Ja, die Wahl des Ministerpräsidenten in Thüringen am 5. Februar 2020 war ein »Tabubruch«, darüber sind sich alle Beteiligten einig, die AfD, die das Ergebnis wissentlich herbeigeführt hat, empfand allerdings hämische Genugtuung. Zum ersten Mal wurde in der BRD ein Politiker mit Hilfe einer faschistischen Partei zum Ministerpräsidenten gewählt. Mit einer Stimme Mehrheit vor dem Kandidaten der Linkspartei. Nach Recherchen von Business-Insider war der Wahlausgang für die FDP-Führung wohl nicht so überraschend wie es zunächst den Anschein hatte, denn Bundes-FDP-Chef Lindner soll sich schon im Vorfeld mit dem Parteikollegen Kemmerlich über eine mögliche Wahlhilfe der AfD ausgetauscht haben. Wie aber konnte es überhaupt zu solchen Abstimmungsverhältnissen kommen? Das Abstimmungsergebnis war wohl eiskalt von der Partei des Faschisten Höcke kalkuliert worden, der dann am folgenden Tag in »Führerpose« auf dem Titelblatt des Neuen Deutschland erscheinen konnte, denn seine Partei hatte im dritten, entscheidenden Wahlgang den eigenen – parteilosen – Kandidaten nicht mehr gewählt. Parallelen zu den Thüringer Landtagswahlen von 1930 drängen sich auf. Zwar wurde diesmal ein bürgerlicher Kandidat ins Ministeramt gewählt, aber mit dem Triumph der AfD, dass dies nur durch ihre Entscheidung möglich war. Und mit dem Ziel, die Partei »hoffähig« zu machen. Wie konnte es zu solchen politischen Konstellationen kommen? Solange in fast jeder Nachrichtensendung bzw. dem folgenden Kommentar sowie in nahezu jeder Talkrunde (so erst gestern im ZDF mit Markus Lanz) rechts mit links gleichgesetzt wird und verharmlosend statt von Faschismus von »Rechtsextremismus« oder gar von »Rechtspopulismus« gesprochen wird, muss das Tabu, eine linke Partei zu wählen, bestehenbleiben.

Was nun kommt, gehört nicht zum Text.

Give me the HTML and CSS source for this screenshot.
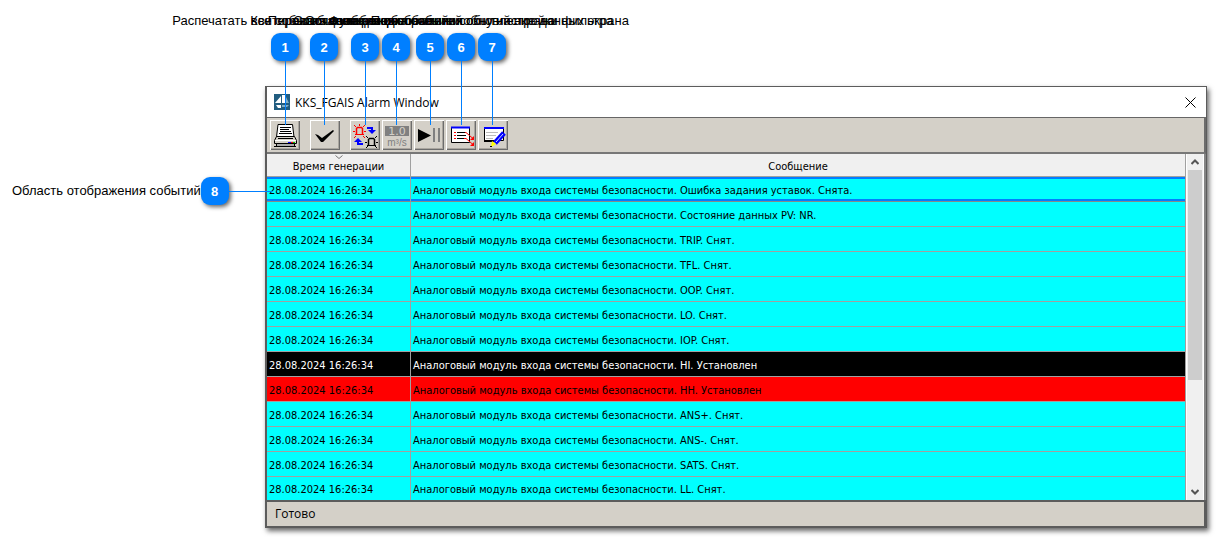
FILE: index.html
```html
<!DOCTYPE html>
<html lang="ru">
<head>
<meta charset="utf-8">
<title>KKS_FGAIS Alarm Window</title>
<link rel="stylesheet" href="styles.css">
</head>
<body>
<main class="page">
  <section class="window">
    <header class="titlebar">
      <svg class="logo" viewBox="0 0 16 16" aria-hidden="true"><path d="M0 0h16v16H0z" fill="#215d80"/><path d="M1 9L7 2v7zM8 1h3v8H8zM2 11h5v3H4z" fill="#fff"/><path d="M12 3l3 6h-3zM8 11h7l-2 2H8z" fill="#7fb0c8"/></svg>
      <h1 class="title">KKS_FGAIS Alarm Window</h1>
      <button class="close" aria-label="Закрыть"><svg viewBox="0 0 11 11"><path d="M.5.5l10 10M10.5.5l-10 10" stroke="#000" fill="none"/></svg></button>
    </header>
    <div class="toolbar">
      <button class="tool" aria-label="Печать"><svg viewBox="0 0 30 29"><path d="M8 3.500h14.500l1.500 12.500H6.500z" fill="#fff" stroke="#000"/><path d="M10 6.500h11M10 8.500h9M10 10.500h11M9 12.500h13" stroke="#000"/><path d="M6.500 15.500h18l2 4v3h-22v-3z" fill="#d4d0c8" stroke="#000"/><path d="M8 17.500h15" stroke="#000"/><path d="M5 19.500h21" stroke="#fff"/><path d="M6.500 22.500h18v3h-18z" fill="#aaa" stroke="#000"/><path d="M4 25.500h22" stroke="#000"/><path d="M18 21h3v1h-3z" fill="#00f"/><path d="M21 21h2v1h-2z" fill="red"/><path d="M23 21h2v1h-2z" fill="#0c0"/></svg></button>
      <button class="tool wide" aria-label="Квитировать"><svg viewBox="0 0 30 29"><path d="M5 13l3 1 4 3 11-8 1 1-11 11h-2z" fill="#000"/></svg></button>
      <button class="tool wide" aria-label="Переключить"><svg viewBox="0 0 30 29" fill="none"><g stroke="red"><path d="M6.500 13V7.500l1-1h4l1 1V13" stroke-width="1.500"/><path d="M5 13.500h9M9.500 3v2M4 4l2 2M15 4l-2 2M3 10.500h2M14 10.500h2M4 17l2-2M15 17l-2-2"/></g><g stroke="#000"><path d="M18.500 24v-5.500l1-1h4l1 1V24" stroke-width="1.500"/><path d="M17 24.500h9M16 15l2 2M27 15l-2 2M15 21.500h2M26 21.500h2M16 27l2-2M27 27l-2-2"/></g><path d="M17 7h5v3M13 23H8v-3" stroke="#00f" stroke-width="2"/><path d="M18 9h8l-4 4zM4 21h8l-4-4z" fill="#00f"/></svg></button>
      <button class="tool" aria-label="Значения"><svg viewBox="0 0 30 29"><path d="M3 5h24v10H3z" fill="#808080"/><text class="icon-value" x="15" y="14" text-anchor="middle">1.0</text><text class="icon-unit" x="15" y="25" text-anchor="middle">m³/s</text></svg></button>
      <button class="tool" aria-label="Пуск или пауза"><svg viewBox="0 0 30 29"><path d="M4 8v13l13-6.500z"/><path d="M19 7h2v14h-2zM24 7h2v14h-2z" fill="#808080"/></svg></button>
      <button class="tool" aria-label="Список"><svg viewBox="0 0 30 29" fill="none"><path d="M5.500 6.500h18v15h-18z" fill="#fff" stroke="#000"/><path d="M5 6.500h19" stroke="#00f" stroke-width="2"/><path d="M8 11.500h2M8 14.500h2M8 17.500h2" stroke="red"/><path d="M11 11.500h8M11 14.500h9M11 17.500h7" stroke="#000"/><path d="M19 11.500h1l7 6M18 17.500h2l7 6" stroke="red"/><path d="M28 15v4h-4zM28 21v4h-4z" fill="red"/></svg></button>
      <button class="tool" aria-label="Фильтр"><svg viewBox="0 0 30 29" fill="none"><path d="M6.500 7.500h19v12h-19z" fill="#fff" stroke="#000"/><path d="M6 20h14" stroke="#000" stroke-width="2"/><path d="M6 7h20" stroke="#00f" stroke-width="2"/><path d="M8 11.500h12M8 14.500h10M8 17.500h7" stroke="#bbb"/><path d="M26 12L17 22" stroke="#00f" stroke-width="5"/><path d="M25 13l-7 8" stroke="#cdf"/><path d="M14 20l4 3-5 3z" fill="#ff0"/><path d="M12 25h2v1h-2z" fill="#000"/></svg></button>
    </div>
    <div class="content">
      <table class="events">
        <colgroup><col class="time-col"><col></colgroup>
        <thead><tr><th><svg class="sort" viewBox="0 0 8 4" aria-hidden="true"><path d="M.5.5L4 3.500 7.500.5" fill="none" stroke="#777"/></svg>Время генерации</th><th>Сообщение</th></tr></thead>
        <tbody>
          <tr class="selected"><td>28.08.2024 16:26:34</td><td>Аналоговый модуль входа системы безопасности. Ошибка задания уставок. Снята.</td></tr>
          <tr><td>28.08.2024 16:26:34</td><td>Аналоговый модуль входа системы безопасности. Состояние данных PV: NR.</td></tr>
          <tr><td>28.08.2024 16:26:34</td><td>Аналоговый модуль входа системы безопасности. TRIP. Снят.</td></tr>
          <tr><td>28.08.2024 16:26:34</td><td>Аналоговый модуль входа системы безопасности. TFL. Снят.</td></tr>
          <tr><td>28.08.2024 16:26:34</td><td>Аналоговый модуль входа системы безопасности. OOP. Снят.</td></tr>
          <tr><td>28.08.2024 16:26:34</td><td>Аналоговый модуль входа системы безопасности. LO. Снят.</td></tr>
          <tr><td>28.08.2024 16:26:34</td><td>Аналоговый модуль входа системы безопасности. IOP. Снят.</td></tr>
          <tr class="high"><td>28.08.2024 16:26:34</td><td>Аналоговый модуль входа системы безопасности. HI. Установлен</td></tr>
          <tr class="critical"><td>28.08.2024 16:26:34</td><td>Аналоговый модуль входа системы безопасности. HH. Установлен</td></tr>
          <tr><td>28.08.2024 16:26:34</td><td>Аналоговый модуль входа системы безопасности. ANS+. Снят.</td></tr>
          <tr><td>28.08.2024 16:26:34</td><td>Аналоговый модуль входа системы безопасности. ANS-. Снят.</td></tr>
          <tr><td>28.08.2024 16:26:34</td><td>Аналоговый модуль входа системы безопасности. SATS. Снят.</td></tr>
          <tr class="last"><td>28.08.2024 16:26:34</td><td>Аналоговый модуль входа системы безопасности. LL. Снят.</td></tr>
        </tbody>
      </table>
      <div class="scrollbar">
        <button class="arrow" aria-label="Вверх"><svg viewBox="0 0 8 6"><path d="M.5 5L4 1.500 7.500 5" fill="none" stroke="#555" stroke-width="2"/></svg></button>
        <div class="track"><div class="thumb"></div></div>
        <button class="arrow" aria-label="Вниз"><svg viewBox="0 0 8 6"><path d="M.5 1L4 4.500 7.500 1" fill="none" stroke="#555" stroke-width="2"/></svg></button>
      </div>
    </div>
    <footer class="status">Готово</footer>
  </section>

  <div class="callout c1"><span class="label">Распечатать все события из таблицы</span><b class="badge">1</b><i class="line"></i></div>
  <div class="callout c2"><span class="label">Квитировать сообщения</span><b class="badge">2</b><i class="line"></i></div>
  <div class="callout c3"><span class="label">Переключение режима событий</span><b class="badge">3</b><i class="line"></i></div>
  <div class="callout c4"><span class="label">Функция отображения</span><b class="badge">4</b><i class="line"></i></div>
  <div class="callout c5"><span class="label">Остановка и обновление событий экрана</span><b class="badge">5</b><i class="line"></i></div>
  <div class="callout c6"><span class="label">Сообщения всех событий и обновление данных экрана</span><b class="badge">6</b><i class="line"></i></div>
  <div class="callout c7"><span class="label">Подключение к окну настройки фильтра</span><b class="badge">7</b><i class="line"></i></div>
  <div class="callout-side"><span class="label">Область отображения событий</span><b class="badge">8</b><i class="side-line"></i></div>
</main>
</body>
</html>
```
FILE: styles.css
```css
* { box-sizing: border-box; }
body { margin: 0; background: #fff; color: #000; font-family: "Liberation Sans", Arial, sans-serif; }
button { padding: 0; border: 0; background: none; font: inherit; }
svg { display: block; }
.page { position: relative; padding: 86px 9px 10px 265px; }

.window { border: 1px solid #5c5c5c; border-left-width: 2px; border-bottom: 2px solid #5c5c5c; background: #d4d0c8; box-shadow: 2px 3px 5px rgba(0, 0, 0, .6); }
.titlebar { display: flex; align-items: center; height: 30px; padding: 0 10px 0 7px; background: #fff; }
.logo { width: 16px; height: 16px; }
.title { flex: 1; margin: 0 0 0 5px; font: 12px "Open Sans", "Noto Sans", sans-serif; }
.close svg { width: 11px; height: 11px; }

.toolbar { display: flex; gap: 2px; padding: 2px 3px; border-top: 1px solid #666; border-right: 2px solid #6c6c6c; border-bottom: 2px solid #777; }
.tool { width: 30px; height: 30px; box-shadow: inset 1px 1px #fff, inset -1px -1px #6c6c6c, inset -2px -2px #aaa69f; }
.tool svg { width: 30px; height: 29px; }
.tool.wide { margin-left: 8px; }
.icon-value { fill: #d4d0c8; font: 11px "DejaVu Sans", sans-serif; }
.icon-unit { fill: #808080; font: 10px "Liberation Sans", sans-serif; }

.content { display: flex; border-right: 2px solid #858585; background: #fff; }
.events { flex: 1; table-layout: fixed; border-collapse: separate; border-spacing: 0; font: 11px/14px "DejaVu Sans Condensed", "DejaVu Sans", sans-serif; }
.time-col { width: 144px; }
th, td { padding: 3px 2px 0; border-right: 1px solid #a0a0a0; border-bottom: 1px solid #a0a0a0; white-space: nowrap; overflow: hidden; }
th { position: relative; height: 23px; background: #f0f0f0; font-weight: 400; }
td { height: 25px; background: #0ff; text-align: left; }
.sort { position: absolute; top: 1px; left: 68px; width: 8px; height: 4px; }
.selected td { border-bottom-color: #888; box-shadow: inset 0 2px #007fff, inset 0 -2px #007fff; }
.high td { background: #000; color: #fff; }
.critical td { background: #f00; }
.last td { height: 23px; border-bottom: 0; }

.scrollbar { display: flex; flex-direction: column; width: 18px; padding: 0 1px; background: #f0f0f0; border-left: 1px solid #fff; border-right: 1px solid #fff; }
.arrow { display: grid; place-items: center; height: 16px; }
.arrow svg { width: 8px; height: 6px; }
.track { flex: 1; }
.thumb { height: 67%; background: #cdcdcd; }
.status { height: 26px; padding: 0 8px; border-top: 2px solid #5c5c5c; border-right: 2px solid #5c5c5c; font: 12px/24px "Open Sans", "Noto Sans", sans-serif; }

.callout { position: absolute; top: 12px; width: 28px; display: flex; flex-direction: column; align-items: center; pointer-events: none; }
.c1 { left: 271px; }
.c2 { left: 310px; }
.c3 { left: 351px; }
.c4 { left: 382px; }
.c5 { left: 416px; }
.c6 { left: 447px; }
.c7 { left: 478px; }
.label { font-size: 13px; line-height: 18px; white-space: nowrap; }
.badge { display: grid; place-items: center; width: 28px; height: 28px; border-radius: 9px; background: #007fff; color: #fff; font-size: 13px; box-shadow: 2px 2px 4px rgba(0, 0, 0, .6); }
.callout .badge { margin-top: 3px; }
.line { width: 1px; height: 64px; background: #007fff; }
.callout-side { position: absolute; top: 177px; left: 12px; display: flex; align-items: center; pointer-events: none; }
.side-line { width: 43px; height: 1px; background: #007fff; }
```
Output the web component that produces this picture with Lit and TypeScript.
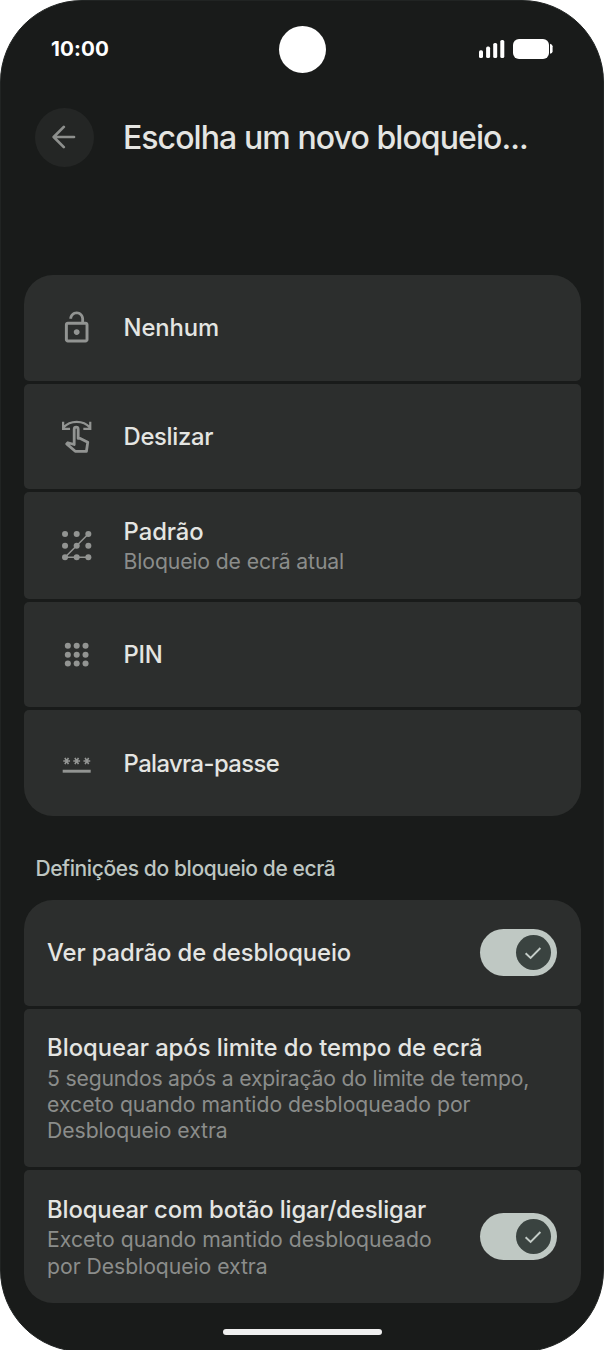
import { LitElement, html, css, svg, nothing } from "lit";
import { customElement, property } from "lit/decorators.js";

/** One line of text whose tracking is adjusted so that it fills `width` pixels. */
@customElement("text-line")
class TextLine extends LitElement {
  @property({ type: Number }) width = 0;
  @property() text = "";

  static styles = css`
    :host { display: block; white-space: nowrap; }
    .line { display: inline-block; }
  `;

  render() {
    return html`<span class="line">${this.text}</span>`;
  }

  updated() {
    const line = this.renderRoot.querySelector(".line") as HTMLElement;
    line.style.letterSpacing = "0";
    const natural = line.getBoundingClientRect().width;
    if (this.width && natural) {
      line.style.letterSpacing = `${(this.width - natural) / this.text.length}px`;
    }
  }
}

type Line = [text: string, width: number];

const burst = (x: number) => svg`<path d="M${x - 2.3} 10.2h4.6M${x - 1.2} 8.1l2.4 4.2M${x + 1.2} 8.1l-2.4 4.2"/>`;
const dots = (at: number[], r: number) =>
  at.map((y) => at.map((x) => svg`<circle cx=${x} cy=${y} r=${r} />`));

const icons = {
  unlocked: svg`<path fill="currentColor" d="M12 17c1.1 0 2-.9 2-2s-.9-2-2-2-2 .9-2 2 .9 2 2 2zm6-9h-1V6c0-2.76-2.24-5-5-5S7 3.24 7 6h1.9c0-1.71 1.39-3.1 3.1-3.1s3.1 1.39 3.1 3.1v2H6c-1.1 0-2 .9-2 2v10c0 1.1.9 2 2 2h12c1.1 0 2-.9 2-2V10c0-1.1-.9-2-2-2zm0 12H6V10h12v10z"/>`,
  swipe: svg`<g fill="none" stroke="currentColor" stroke-linejoin="round">
    <path stroke-width="1.5" stroke-linejoin="miter" d="M2.8 1.9v4.8h4.7M21.2 1.9v4.8h-4.7M3 5.8C5.2 3.3 8.4 1.9 12 1.9s6.8 1.4 9 3.9"/>
    <path stroke-width="1.9" d="M10.3 17.3V6.9a1.35 1.35 0 0 1 2.7 0v6.3h1.4l5.1 2.5-.9 6.2h-7.6l-5.8-5 .8-.8z"/></g>`,
  pattern: svg`<path fill="none" stroke="currentColor" d="M19.9 4.1 4.1 19.9h15.8"/><g fill="currentColor">${dots([4.1, 12, 19.9], 2.05)}</g>`,
  pin: svg`<g fill="currentColor">${dots([6, 12, 18], 2.05)}</g>`,
  password: svg`<g fill="none" stroke="currentColor" stroke-width="1.1">${[5.2, 12, 18.9].map(burst)}<path stroke-width="2" d="M2.5 17.1h19"/></g>`,
};

const methods: { icon: keyof typeof icons; title: Line; lines: Line[] }[] = [
  { icon: "unlocked", title: ["Nenhum", 95.5], lines: [] },
  { icon: "swipe", title: ["Deslizar", 89.5], lines: [] },
  { icon: "pattern", title: ["Padrão", 80], lines: [["Bloqueio de ecrã atual", 220.5]] },
  { icon: "pin", title: ["PIN", 39], lines: [] },
  { icon: "password", title: ["Palavra-passe", 155.5], lines: [] },
];

const settings: { title: Line; lines: Line[]; toggle: boolean }[] = [
  { title: ["Ver padrão de desbloqueio", 304], lines: [], toggle: true },
  {
    title: ["Bloquear após limite do tempo de ecrã", 435.5],
    lines: [
      ["5 segundos após a expiração do limite de tempo,", 482],
      ["exceto quando mantido desbloqueado por", 423.5],
      ["Desbloqueio extra", 180.5],
    ],
    toggle: false,
  },
  {
    title: ["Bloquear com botão ligar/desligar", 379],
    lines: [
      ["Exceto quando mantido desbloqueado", 384.5],
      ["por Desbloqueio extra", 220.5],
    ],
    toggle: true,
  },
];

@customElement("app-root")
class AppRoot extends LitElement {
  static styles = css`
    :host {
      display: block;
      height: 1350px;
      overflow: hidden;
      background: #fff;
      font-family: Inter, "Open Sans", sans-serif;
      color: #e4e5e2;
    }
    svg { display: block; flex: none; }
    .phone {
      box-sizing: border-box;
      height: 1352px;
      padding: 0 22.6px;
      border: 1px solid #212423;
      border-radius: 82px;
      background: #191b1a;
      display: flex;
      flex-direction: column;
    }
    .status {
      height: 96px;
      flex: none;
      display: grid;
      grid-template-columns: 1fr 47px 1fr;
      align-items: center;
      color: #fff;
    }
    .time { font-size: 20.6px; font-weight: 650; line-height: 26px; padding: 0 0 1px 27.4px; }
    .camera { height: 47px; border-radius: 50%; background: #fff; }
    .system { justify-self: end; margin-right: 27.6px; }
    .header { display: flex; align-items: center; margin: 10.3px 0 107.4px 11.4px; height: 60px; flex: none; }
    .back {
      width: 59px;
      height: 59px;
      border-radius: 50%;
      background: #242625;
      color: #8d8f8d;
      display: grid;
      place-items: center;
      margin-right: 28.9px;
    }
    .heading { margin: 0; padding-top: 1px; font-size: 32px; font-weight: 500; line-height: 40px; }
    .group {
      display: flex;
      flex-direction: column;
      flex: none;
      gap: 2.9px;
      width: 557px;
      border-radius: 29px;
      overflow: hidden;
    }
    .row {
      box-sizing: border-box;
      min-height: 105.95px;
      padding: 24.6px 23.5px 24.1px 23.5px;
      border-radius: 5px;
      background: #2c2e2d;
      display: flex;
      align-items: center;
    }
    .centred { padding-block: 24px; }
    .centred .words { padding-top: 2.2px; }
    .with-icon { padding-left: 35.3px; }
    .icon { color: #929492; margin-right: 29.3px; }
    .words { flex: 1; }
    .title { font-size: 23.8px; font-weight: 530; line-height: 30.8px; margin-bottom: 0.65px; }
    .detail { font-size: 21.2px; line-height: 26.15px; color: #8b8d8b; }
    .section {
      margin: 40.2px 0 17.6px 11.8px;
      font-size: 21px;
      line-height: 26px;
      color: #bec6c2;
      font-weight: 480;
    }
    .toggle {
      box-sizing: border-box;
      width: 77px;
      height: 47.5px;
      padding: 6px;
      border-radius: 24px;
      background: #bfc8c3;
      display: flex;
      justify-content: flex-end;
      margin-top: -0.6px;
    }
    .knob {
      width: 35.5px;
      height: 35.5px;
      border-radius: 50%;
      background: #3a4340;
      color: #c3ccc7;
      display: grid;
      place-items: center;
    }
    .home {
      width: 159px;
      height: 6px;
      border-radius: 3px;
      background: #efefef;
      align-self: center;
      margin-top: 26.6px;
    }
  `;

  private words(title: Line, lines: Line[]) {
    return html`<div class="words">
      <text-line class="title" .text=${title[0]} .width=${title[1]}></text-line>
      ${lines.map(([t, w]) => html`<text-line class="detail" .text=${t} .width=${w}></text-line>`)}
    </div>`;
  }

  private toggle() {
    return html`<div class="toggle" role="switch" aria-checked="true">
      <div class="knob">
        <svg width="18" height="14" viewBox="0 0 18 14" fill="none" stroke="currentColor" stroke-width="1.9">
          <path d="M1.6 7.2 6.6 12 16.4 2"/>
        </svg>
      </div>
    </div>`;
  }

  render() {
    return html`<div class="phone">
      <div class="status">
        <text-line class="time" .text=${"10:00"} .width=${58}></text-line>
        <div class="camera"></div>
        <svg class="system" width="74" height="22" viewBox="0 0 74 22" fill="#fff">
          <rect x="0" y="12.3" width="4" height="7.7" rx="1.6"/>
          <rect x="7.1" y="8.6" width="4" height="11.4" rx="1.6"/>
          <rect x="14.2" y="4.9" width="4" height="15.1" rx="1.6"/>
          <rect x="21.3" y="2" width="4" height="18" rx="1.6"/>
          <rect x="34" y="1" width="36" height="20" rx="6"/>
          <path d="M71 5.8q2.6.6 2.6 2.4v5.2q0 1.8-2.6 2.4z"/>
        </svg>
      </div>
      <div class="header">
        <div class="back">
          <svg width="24" height="24" viewBox="0 0 24 24" fill="none" stroke="currentColor" stroke-width="2.7" stroke-linecap="round" stroke-linejoin="round">
            <path d="M22 12H1.8M11.8 1.9 1.7 12l10.1 10.1"/>
          </svg>
        </div>
        <text-line class="heading" role="heading" .text=${"Escolha um novo bloqueio..."} .width=${405}></text-line>
      </div>
      <div class="group">
        ${methods.map(
          (m) => html`<div class="row with-icon ${m.lines.length ? "" : "centred"}">
            <svg class="icon" width="35.4" height="35.4" viewBox="0 0 24 24">${icons[m.icon]}</svg>
            ${this.words(m.title, m.lines)}
          </div>`,
        )}
      </div>
      <text-line class="section" .text=${"Definições do bloqueio de ecrã"} .width=${300}></text-line>
      <div class="group">
        ${settings.map(
          (s) => html`<div class="row ${s.lines.length ? "" : "centred"}">
            ${this.words(s.title, s.lines)} ${s.toggle ? this.toggle() : nothing}
          </div>`,
        )}
      </div>
      <div class="home"></div>
    </div>`;
  }
}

Das »Gespenst« geht noch immer um, nach dem Ende der DDR sogar manchmal mit stillem Einverständnis mancher Linken. Auch deren Schielen nach bürgerlicher Regierungsbeteiligung hat zu Verlusten an Wählerstimmen beigetragen. Was bedeutet denn die gerade wieder von der FDP vielbeschworene »bürgerliche Mitte«? Zwischen Demokratie und Faschismus kann es keine »Mitte« geben. Wie Karl Marx mit Bezug auf Hegel im »Achtzehnten Brumaire« sagt, ereignen sich »weltgeschichtliche« Ereignisse und Personen sozusagen zweimal, das eine Mal als »Tragödie«, das andere Mal als »Farce«. Ob es sich diesmal um eine Farce handelt, sei dahingestellt. Falls es so ist, könnte es eine zukunftsträchtige und sehr gefährliche sein.
Eva Ruppert, Bad Homburg
Veröffentlicht in der jungen Welt am 07.02.2020.